Stated exercise> Write out the entire listing below exactly, with the pictures left out.

Information supplied>
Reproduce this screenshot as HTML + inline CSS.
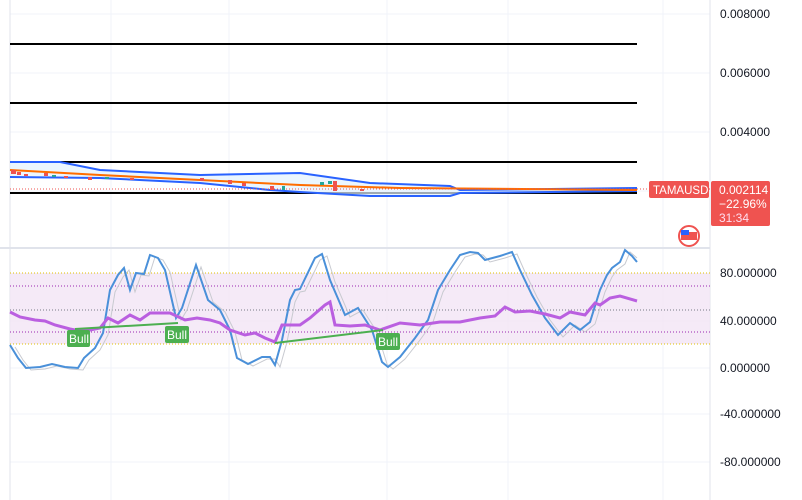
<!DOCTYPE html><html><head><style>
body{margin:0;width:802px;height:500px;background:#fff;font-family:"Liberation Sans",sans-serif;overflow:hidden;position:relative}
.ax{position:absolute;left:720px;font-size:12px;color:#131722}
</style></head><body>
<svg width="802" height="500" style="position:absolute;left:0;top:0">
<g stroke="#f0f3fa" stroke-width="1">
<line x1="111" y1="0" x2="111" y2="500"/><line x1="229" y1="0" x2="229" y2="500"/><line x1="387" y1="0" x2="387" y2="500"/><line x1="508" y1="0" x2="508" y2="500"/><line x1="663" y1="0" x2="663" y2="500"/>
<line x1="10" y1="14" x2="710" y2="14"/><line x1="10" y1="73" x2="710" y2="73"/><line x1="10" y1="132" x2="710" y2="132"/><line x1="10" y1="191" x2="710" y2="191"/>
<line x1="10" y1="368" x2="710" y2="368"/><line x1="10" y1="414" x2="710" y2="414"/><line x1="10" y1="462" x2="710" y2="462"/><line x1="10" y1="321" x2="710" y2="321"/>
</g>
<line x1="10" y1="0" x2="10" y2="500" stroke="#e0e3eb"/>
<line x1="710" y1="0" x2="710" y2="500" stroke="#e0e3eb"/>
<line x1="0" y1="248" x2="710" y2="248" stroke="#e0e3eb" stroke-width="2"/>
<g stroke="#000" stroke-width="2"><line x1="10" y1="44" x2="637" y2="44"/><line x1="10" y1="103" x2="637" y2="103"/><line x1="10" y1="162" x2="637" y2="162"/><line x1="10" y1="193" x2="637" y2="193"/></g>
<path d="M10,162 L60,162 L100,170 L200,175 L300,173 L370,183 L450,186 L460,190 L637,188 L637,191 L460,193 L450,196 L370,196 L300,192 L270,190 L200,183 L100,178 L10,177Z" fill="#e3f2fd" opacity=".7"/>
<polyline points="10,162 60,162 100,170 200,175 300,173 370,183 450,186 460,190 637,188" fill="none" stroke="#2962ff" stroke-width="2"/>
<polyline points="10,177 100,178 200,183 270,190 300,192 370,196 450,196 460,193 637,191" fill="none" stroke="#2962ff" stroke-width="2"/>
<polyline points="10,170 100,175 200,180 300,185 400,188 637,190" fill="none" stroke="#ff6d00" stroke-width="2"/>
<line x1="10" y1="189" x2="710" y2="189" stroke="#ef5350" stroke-dasharray="1 2"/>
<g fill="#ef5350"><rect x="11" y="170" width="5" height="4"/><rect x="17" y="172" width="4" height="3"/><rect x="24" y="174" width="4" height="2"/><rect x="44" y="173" width="4" height="3"/><rect x="64" y="176" width="4" height="2"/><rect x="88" y="177" width="4" height="3"/><rect x="130" y="178" width="4" height="2"/><rect x="200" y="178" width="4" height="3"/><rect x="228" y="180" width="4" height="4"/><rect x="242" y="183" width="4" height="3"/><rect x="270" y="186" width="4" height="4"/><rect x="333" y="181" width="4" height="10"/><rect x="360" y="189" width="4" height="2"/></g>
<g fill="#26a69a"><rect x="52" y="175" width="4" height="2"/><rect x="105" y="177" width="4" height="2"/><rect x="282" y="186" width="3" height="4"/><rect x="320" y="182" width="4" height="3"/><rect x="328" y="181" width="4" height="3"/></g>
<rect x="10" y="273" width="700" height="71" fill="#f3e5f5" opacity=".8"/>
<line x1="10" y1="273" x2="710" y2="273" stroke="#e0c000" stroke-dasharray="1 2"/>
<line x1="10" y1="344" x2="710" y2="344" stroke="#e0c000" stroke-dasharray="1 2"/>
<line x1="10" y1="286" x2="710" y2="286" stroke="#9c27b0" stroke-dasharray="1 2"/>
<line x1="10" y1="332" x2="710" y2="332" stroke="#9c27b0" stroke-dasharray="1 2"/>
<line x1="10" y1="310" x2="710" y2="310" stroke="#787b86" stroke-dasharray="1 2"/>
<polyline transform="translate(5,2)" points="10,345 18,358 26,368 40,367 52,364 65,367 78,368 84,358 95,348 103,333 110,290 118,275 124,268 130,290 136,273 144,274 150,255 158,258 165,270 176,318 182,308 196,265 208,300 220,310 230,330 237,358 248,364 262,357 270,357 275,365 282,340 290,300 295,290 300,289 315,258 322,254 330,280 345,315 358,308 372,330 382,362 388,367 400,357 415,338 428,320 438,290 450,270 460,255 470,252 478,253 485,260 500,256 512,252 520,270 532,295 545,318 558,335 570,323 580,330 590,322 600,290 607,275 612,268 620,262 625,250 632,256" fill="none" stroke="#c8cad0" stroke-width="1"/>
<polyline points="10,345 18,358 26,368 40,367 52,364 65,367 78,368 84,358 95,348 103,333 110,290 118,275 124,268 130,290 136,273 144,274 150,255 158,258 165,270 176,318 182,308 196,265 208,300 220,310 230,330 237,358 248,364 262,357 270,357 275,365 282,340 290,300 295,290 300,289 315,258 322,254 330,280 345,315 358,308 372,330 382,362 388,367 400,357 415,338 428,320 438,290 450,270 460,255 470,252 478,253 485,260 500,256 512,252 520,270 532,295 545,318 558,335 570,323 580,330 590,322 600,290 607,275 612,268 620,262 625,250 632,256 637,262" fill="none" stroke="#4a90d9" stroke-width="2"/>
<polyline points="10,312 20,317 35,320 45,321 55,325 70,329 80,331 90,330 100,328 108,318 118,323 130,315 140,320 150,313 170,313 185,320 197,318 210,320 220,323 230,330 245,335 255,333 265,338 275,342 282,325 300,325 310,318 325,305 330,302 335,325 350,326 365,325 380,330 400,323 420,325 440,322 460,322 480,318 495,316 505,307 515,312 530,311 545,314 560,318 570,312 585,315 595,303 600,305 610,298 620,296 637,301" fill="none" stroke="#ba5fe0" stroke-width="3"/>
<line x1="75" y1="329" x2="178" y2="323" stroke="#4caf50" stroke-width="2"/>
<line x1="275" y1="343" x2="383" y2="330" stroke="#4caf50" stroke-width="2"/>
<g fill="#4caf50"><rect x="67" y="330" width="23" height="17" rx="2"/><rect x="165" y="326" width="24" height="17" rx="2"/><rect x="376" y="333" width="24" height="17" rx="2"/></g>
<g fill="#fff" font-size="12" font-family="Liberation Sans"><text x="69" y="343">Bull</text><text x="167" y="339">Bull</text><text x="378" y="346">Bull</text></g>
<rect x="649" y="181" width="60" height="17" rx="2" fill="#ef5350"/>
<text x="653" y="194" fill="#fff" font-size="11.5" font-family="Liberation Sans">TAMAUSD</text>
<rect x="711" y="181" width="59" height="45" rx="2" fill="#ef5350"/>
<g fill="#fff" font-size="12" font-family="Liberation Sans"><text x="719" y="194">0.002114</text><text x="719" y="208">−22.96%</text><text x="719" y="222" fill="#fde">31:34</text></g>
<circle cx="689" cy="236" r="10" fill="#fff" stroke="#ef5350" stroke-width="2"/>
<rect x="681" y="232" width="16" height="8" fill="#ef5350"/><rect x="681" y="230" width="8" height="5" fill="#2962ff"/>
</svg>
<div class="ax" style="top:7px">0.008000</div>
<div class="ax" style="top:66px">0.006000</div>
<div class="ax" style="top:125px">0.004000</div>
<div class="ax" style="top:266px">80.000000</div>
<div class="ax" style="top:314px">40.000000</div>
<div class="ax" style="top:361px">0.000000</div>
<div class="ax" style="top:407px">-40.000000</div>
<div class="ax" style="top:455px">-80.000000</div>
</body></html>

Result of the exercise>
Reproduce this screenshot as HTML + inline CSS.
<!DOCTYPE html><html><head><style>
body{margin:0;width:802px;height:500px;background:#fff;font-family:"Liberation Sans",sans-serif;overflow:hidden;position:relative}
.ax{position:absolute;left:720px;font-size:12px;color:#131722}
</style></head><body>
<svg width="802" height="500" style="position:absolute;left:0;top:0">
<g stroke="#f0f3fa" stroke-width="1">
<line x1="111" y1="0" x2="111" y2="500"/><line x1="229" y1="0" x2="229" y2="500"/><line x1="387" y1="0" x2="387" y2="500"/><line x1="508" y1="0" x2="508" y2="500"/><line x1="663" y1="0" x2="663" y2="500"/>
<line x1="10" y1="14" x2="710" y2="14"/><line x1="10" y1="73" x2="710" y2="73"/><line x1="10" y1="132" x2="710" y2="132"/><line x1="10" y1="191" x2="710" y2="191"/>
<line x1="10" y1="368" x2="710" y2="368"/><line x1="10" y1="414" x2="710" y2="414"/><line x1="10" y1="462" x2="710" y2="462"/><line x1="10" y1="321" x2="710" y2="321"/>
</g>
<line x1="10" y1="0" x2="10" y2="500" stroke="#e0e3eb"/>
<line x1="710" y1="0" x2="710" y2="500" stroke="#e0e3eb"/>
<line x1="0" y1="248" x2="710" y2="248" stroke="#e0e3eb" stroke-width="2"/>
<g stroke="#000" stroke-width="2"><line x1="10" y1="44" x2="637" y2="44"/><line x1="10" y1="103" x2="637" y2="103"/><line x1="10" y1="162" x2="637" y2="162"/><line x1="10" y1="193" x2="637" y2="193"/></g>
<path d="M10,162 L60,162 L100,170 L200,175 L300,173 L370,183 L450,186 L460,190 L637,188 L637,191 L460,193 L450,196 L370,196 L300,192 L270,190 L200,183 L100,178 L10,177Z" fill="#e3f2fd" opacity=".7"/>
<polyline points="10,162 60,162 100,170 200,175 300,173 370,183 450,186 460,190 637,188" fill="none" stroke="#2962ff" stroke-width="2"/>
<polyline points="10,177 100,178 200,183 270,190 300,192 370,196 450,196 460,193 637,191" fill="none" stroke="#2962ff" stroke-width="2"/>
<polyline points="10,170 100,175 200,180 300,185 400,188 637,190" fill="none" stroke="#ff6d00" stroke-width="2"/>
<line x1="10" y1="189" x2="710" y2="189" stroke="#ef5350" stroke-dasharray="1 2"/>
<g fill="#ef5350"><rect x="11" y="170" width="5" height="4"/><rect x="17" y="172" width="4" height="3"/><rect x="24" y="174" width="4" height="2"/><rect x="44" y="173" width="4" height="3"/><rect x="64" y="176" width="4" height="2"/><rect x="88" y="177" width="4" height="3"/><rect x="130" y="178" width="4" height="2"/><rect x="200" y="178" width="4" height="3"/><rect x="228" y="180" width="4" height="4"/><rect x="242" y="183" width="4" height="3"/><rect x="270" y="186" width="4" height="4"/><rect x="333" y="181" width="4" height="10"/><rect x="360" y="189" width="4" height="2"/></g>
<g fill="#26a69a"><rect x="52" y="175" width="4" height="2"/><rect x="105" y="177" width="4" height="2"/><rect x="282" y="186" width="3" height="4"/><rect x="320" y="182" width="4" height="3"/><rect x="328" y="181" width="4" height="3"/></g>
<rect x="10" y="273" width="700" height="71" fill="#f3e5f5" opacity=".8"/>
<line x1="10" y1="273" x2="710" y2="273" stroke="#e0c000" stroke-dasharray="1 2"/>
<line x1="10" y1="344" x2="710" y2="344" stroke="#e0c000" stroke-dasharray="1 2"/>
<line x1="10" y1="286" x2="710" y2="286" stroke="#9c27b0" stroke-dasharray="1 2"/>
<line x1="10" y1="332" x2="710" y2="332" stroke="#9c27b0" stroke-dasharray="1 2"/>
<line x1="10" y1="310" x2="710" y2="310" stroke="#787b86" stroke-dasharray="1 2"/>
<polyline transform="translate(5,2)" points="10,345 18,358 26,368 40,367 52,364 65,367 78,368 84,358 95,348 103,333 110,290 118,275 124,268 130,290 136,273 144,274 150,255 158,258 165,270 176,318 182,308 196,265 208,300 220,310 230,330 237,358 248,364 262,357 270,357 275,365 282,340 290,300 295,290 300,289 315,258 322,254 330,280 345,315 358,308 372,330 382,362 388,367 400,357 415,338 428,320 438,290 450,270 460,255 470,252 478,253 485,260 500,256 512,252 520,270 532,295 545,318 558,335 570,323 580,330 590,322 600,290 607,275 612,268 620,262 625,250 632,256" fill="none" stroke="#c8cad0" stroke-width="1"/>
<polyline points="10,345 18,358 26,368 40,367 52,364 65,367 78,368 84,358 95,348 103,333 110,290 118,275 124,268 130,290 136,273 144,274 150,255 158,258 165,270 176,318 182,308 196,265 208,300 220,310 230,330 237,358 248,364 262,357 270,357 275,365 282,340 290,300 295,290 300,289 315,258 322,254 330,280 345,315 358,308 372,330 382,362 388,367 400,357 415,338 428,320 438,290 450,270 460,255 470,252 478,253 485,260 500,256 512,252 520,270 532,295 545,318 558,335 570,323 580,330 590,322 600,290 607,275 612,268 620,262 625,250 632,256 637,262" fill="none" stroke="#4a90d9" stroke-width="2"/>
<polyline points="10,312 20,317 35,320 45,321 55,325 70,329 80,331 90,330 100,328 108,318 118,323 130,315 140,320 150,313 170,313 185,320 197,318 210,320 220,323 230,330 245,335 255,333 265,338 275,342 282,325 300,325 310,318 325,305 330,302 335,325 350,326 365,325 380,330 400,323 420,325 440,322 460,322 480,318 495,316 505,307 515,312 530,311 545,314 560,318 570,312 585,315 595,303 600,305 610,298 620,296 637,301" fill="none" stroke="#ba5fe0" stroke-width="3"/>
<line x1="75" y1="329" x2="178" y2="323" stroke="#4caf50" stroke-width="2"/>
<line x1="275" y1="343" x2="383" y2="330" stroke="#4caf50" stroke-width="2"/>
<g fill="#4caf50"><rect x="67" y="330" width="23" height="17" rx="2"/><rect x="165" y="326" width="24" height="17" rx="2"/><rect x="376" y="333" width="24" height="17" rx="2"/></g>
<g fill="#fff" font-size="12" font-family="Liberation Sans"><text x="69" y="343">Bull</text><text x="167" y="339">Bull</text><text x="378" y="346">Bull</text></g>
<rect x="649" y="181" width="60" height="17" rx="2" fill="#ef5350"/>
<text x="653" y="194" fill="#fff" font-size="11.5" font-family="Liberation Sans">TAMAUSD</text>
<rect x="711" y="181" width="59" height="45" rx="2" fill="#ef5350"/>
<g fill="#fff" font-size="12" font-family="Liberation Sans"><text x="719" y="194">0.002114</text><text x="719" y="208">−22.96%</text><text x="719" y="222" fill="#fde">31:34</text></g>
<circle cx="689" cy="236" r="10" fill="#fff" stroke="#ef5350" stroke-width="2"/>
<rect x="681" y="232" width="16" height="8" fill="#ef5350"/><rect x="681" y="230" width="8" height="5" fill="#2962ff"/>
</svg>
<div class="ax" style="top:7px">0.008000</div>
<div class="ax" style="top:66px">0.006000</div>
<div class="ax" style="top:125px">0.004000</div>
<div class="ax" style="top:266px">80.000000</div>
<div class="ax" style="top:314px">40.000000</div>
<div class="ax" style="top:361px">0.000000</div>
<div class="ax" style="top:407px">-40.000000</div>
<div class="ax" style="top:455px">-80.000000</div>
</body></html>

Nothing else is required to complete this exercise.